### Dataset content
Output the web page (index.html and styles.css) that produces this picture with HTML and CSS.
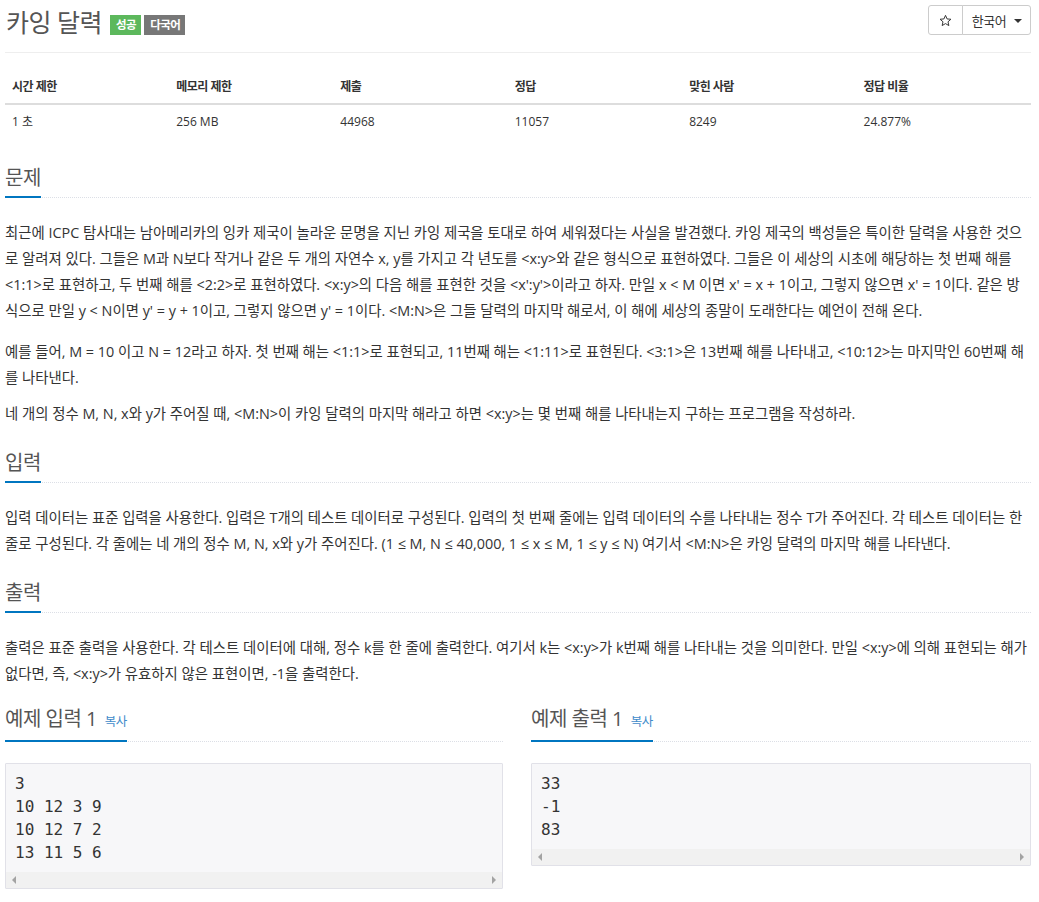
FILE: index.html
```html
<!DOCTYPE html>
<html lang="ko">
<head>
<meta charset="utf-8">
<title>카잉 달력</title>
<link rel="stylesheet" href="styles.css">
</head>
<body>
<div class="container">
  <div class="page-header">
    <h1 class="title"><span class="title-text">카잉 달력</span><span class="label label-success">성공</span><span class="label label-default">다국어</span></h1>
    <div class="btn-group">
      <button class="btn btn-star"><svg width="13" height="13" viewBox="0 0 24 24"><path d="M12 2.5l2.9 6.6 7.1.6-5.4 4.7 1.6 7-6.2-3.7-6.2 3.7 1.6-7L2 9.7l7.1-.6z" fill="none" stroke="#333" stroke-width="1.8" stroke-linejoin="round"/></svg></button>
      <button class="btn btn-lang">한국어 <span class="caret"></span></button>
    </div>
  </div>

  <table class="info-table">
    <thead>
      <tr><th class="w16">시간 제한</th><th class="w16">메모리 제한</th><th class="w17">제출</th><th class="w17">정답</th><th class="w17">맞힌 사람</th><th class="w17">정답 비율</th></tr>
    </thead>
    <tbody>
      <tr><td>1 초</td><td>256 MB</td><td>44968</td><td>11057</td><td>8249</td><td>24.877%</td></tr>
    </tbody>
  </table>

  <section class="problem-section">
    <div class="headline"><h2>문제</h2></div>
    <div class="problem-text">
      <p>최근에 ICPC 탐사대는 남아메리카의 잉카 제국이 놀라운 문명을 지닌 카잉 제국을 토대로 하여 세워졌다는 사실을 발견했다. 카잉 제국의 백성들은 특이한 달력을 사용한 것으로 알려져 있다. 그들은 M과 N보다 작거나 같은 두 개의 자연수 x, y를 가지고 각 년도를 &lt;x:y&gt;와 같은 형식으로 표현하였다. 그들은 이 세상의 시초에 해당하는 첫 번째 해를 &lt;1:1&gt;로 표현하고, 두 번째 해를 &lt;2:2&gt;로 표현하였다. &lt;x:y&gt;의 다음 해를 표현한 것을 &lt;x':y'&gt;이라고 하자. 만일 x &lt; M 이면 x' = x + 1이고, 그렇지 않으면 x' = 1이다. 같은 방식으로 만일 y &lt; N이면 y' = y + 1이고, 그렇지 않으면 y' = 1이다. &lt;M:N&gt;은 그들 달력의 마지막 해로서, 이 해에 세상의 종말이 도래한다는 예언이 전해 온다.</p>
      <p>예를 들어, M = 10 이고 N = 12라고 하자. 첫 번째 해는 &lt;1:1&gt;로 표현되고, 11번째 해는 &lt;1:11&gt;로 표현된다. &lt;3:1&gt;은 13번째 해를 나타내고, &lt;10:12&gt;는 마지막인 60번째 해를 나타낸다.</p>
      <p>네 개의 정수 M, N, x와 y가 주어질 때, &lt;M:N&gt;이 카잉 달력의 마지막 해라고 하면 &lt;x:y&gt;는 몇 번째 해를 나타내는지 구하는 프로그램을 작성하라.</p>
    </div>
  </section>

  <section class="problem-section">
    <div class="headline"><h2>입력</h2></div>
    <div class="problem-text">
      <p>입력 데이터는 표준 입력을 사용한다. 입력은 T개의 테스트 데이터로 구성된다. 입력의 첫 번째 줄에는 입력 데이터의 수를 나타내는 정수 T가 주어진다. 각 테스트 데이터는 한 줄로 구성된다. 각 줄에는 네 개의 정수 M, N, x와 y가 주어진다. (1 ≤ M, N ≤ 40,000, 1 ≤ x ≤ M, 1 ≤ y ≤ N) 여기서 &lt;M:N&gt;은 카잉 달력의 마지막 해를 나타낸다.</p>
    </div>
  </section>

  <section class="problem-section">
    <div class="headline"><h2>출력</h2></div>
    <div class="problem-text">
      <p>출력은 표준 출력을 사용한다. 각 테스트 데이터에 대해, 정수 k를 한 줄에 출력한다. 여기서 k는 &lt;x:y&gt;가 k번째 해를 나타내는 것을 의미한다. 만일 &lt;x:y&gt;에 의해 표현되는 해가 없다면, 즉, &lt;x:y&gt;가 유효하지 않은 표현이면, -1을 출력한다.</p>
    </div>
  </section>

  <div class="samples">
    <section class="sample">
      <div class="headline"><h2>예제 입력 1 <a class="copy">복사</a></h2></div>
      <div class="sample-box">
        <pre class="sampledata">3
10 12 3 9
10 12 7 2
13 11 5 6</pre>
        <div class="hscroll"><span class="arrow-left"></span><span class="arrow-right"></span></div>
      </div>
    </section>
    <section class="sample">
      <div class="headline"><h2>예제 출력 1 <a class="copy">복사</a></h2></div>
      <div class="sample-box">
        <pre class="sampledata">33
-1
83</pre>
        <div class="hscroll"><span class="arrow-left"></span><span class="arrow-right"></span></div>
      </div>
    </section>
  </div>
</div>
</body>
</html>
```
FILE: styles.css
```css
* { box-sizing: border-box; }
html, body { margin: 0; padding: 0; background: #fff; }
body {
  font-family: "Open Sans", "Noto Sans CJK KR", sans-serif;
  font-size: 14px;
  color: #333;
}
.container { padding: 0 8px 0 5px; }

/* header */
.page-header {
  display: flex;
  justify-content: space-between;
  align-items: flex-start;
  padding-top: 5px;
  height: 53px;
  border-bottom: 1px solid #eee;
}
.title {
  display: flex;
  align-items: flex-start;
  margin: 0;
  font-weight: normal;
}
.title-text {
  font-size: 25px;
  line-height: 34px;
  letter-spacing: -0.5px;
  color: #555;
  padding-left: 1px;
}
.label {
  display: inline-block;
  height: 20px;
  line-height: 20px;
  margin-top: 10px;
  padding: 0 5px 0 6px;
  font-size: 11.5px;
  font-weight: bold;
  letter-spacing: -0.5px;
  color: #fff;
}
.label-success { background: #5cb85c; margin-left: 8px; }
.label-default { background: #777; margin-left: 3px; }

.btn-group { display: flex; }
.btn {
  height: 30px;
  background: #fff;
  border: 1px solid #ccc;
  font-family: inherit;
  font-size: 13px;
  color: #333;
  padding: 0;
  display: flex;
  align-items: center;
  justify-content: center;
}
.btn-star { width: 35px; border-radius: 3px 0 0 3px; }
.btn-lang {
  width: 69px;
  margin-left: -1px;
  border-radius: 0 3px 3px 0;
  letter-spacing: -0.5px;
  gap: 8px;
  padding-left: 1px;
}
.caret {
  display: inline-block;
  width: 0;
  height: 0;
  border-left: 4px solid transparent;
  border-right: 4px solid transparent;
  border-top: 4px solid #333;
  margin-top: 2px;
}

/* table */
.info-table {
  width: 100%;
  border-collapse: collapse;
  margin-top: 16px;
  font-size: 12px;
}
.info-table th, .info-table td {
  text-align: left;
  padding: 8px 7px;
  line-height: 17px;
}
.info-table th {
  padding-top: 9px;
  font-weight: bold;
  letter-spacing: -0.5px;
  border-bottom: 2px solid #ddd;
}
.w16 { width: 16%; }
.w17 { width: 17%; }

/* sections */
.problem-section { margin-top: 27px; }
.problem-section + .problem-section { margin-top: 23px; }
.headline {
  display: flex;
  border-bottom: 1px dotted #dcdfe6;
  margin-bottom: 22px;
}
.headline h2 {
  margin: 0 0 -1px;
  font-size: 20px;
  line-height: 26px;
  font-weight: normal;
  letter-spacing: -0.5px;
  color: #555;
  padding-bottom: 5px;
  border-bottom: 2px solid #0076c0;
}
.problem-text p {
  margin: 0 0 10px;
  font-size: 14.4px;
  line-height: 26px;
}
.problem-text p:first-child { margin-bottom: 15px; }
.problem-text p:last-child { margin-bottom: 0; }

/* samples */
.samples {
  display: grid;
  grid-template-columns: 498px 500px;
  column-gap: 28px;
  margin-top: 19px;
}
.sample .headline { margin-bottom: 21px; }
.copy {
  font-size: 12.5px;
  letter-spacing: -0.3px;
  color: #428bca;
  margin-left: 3px;
}
.sample-box {
  border: 1px solid #e1e1e8;
  background: #f7f7f9;
  border-radius: 1px;
}
.sampledata {
  margin: 0;
  padding: 8px 9px 8px;
  font-family: "DejaVu Sans Mono", monospace;
  font-size: 16px;
  line-height: 23px;
  color: #333;
}
.hscroll {
  height: 16px;
  background: #f1f1f1;
  display: flex;
  justify-content: space-between;
  align-items: center;
  padding: 0 6px;
}
.arrow-left, .arrow-right {
  width: 0;
  height: 0;
  border-top: 4px solid transparent;
  border-bottom: 4px solid transparent;
}
.arrow-left { border-right: 4px solid #a3a3a3; }
.arrow-right { border-left: 4px solid #a3a3a3; }
```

### Description of the task
From the listing above, collect every line that mentions the word "page".

### Output of the exercise
Output the web page (index.html and styles.css) that produces this picture with HTML and CSS.
  <div class="page-header">
.page-header {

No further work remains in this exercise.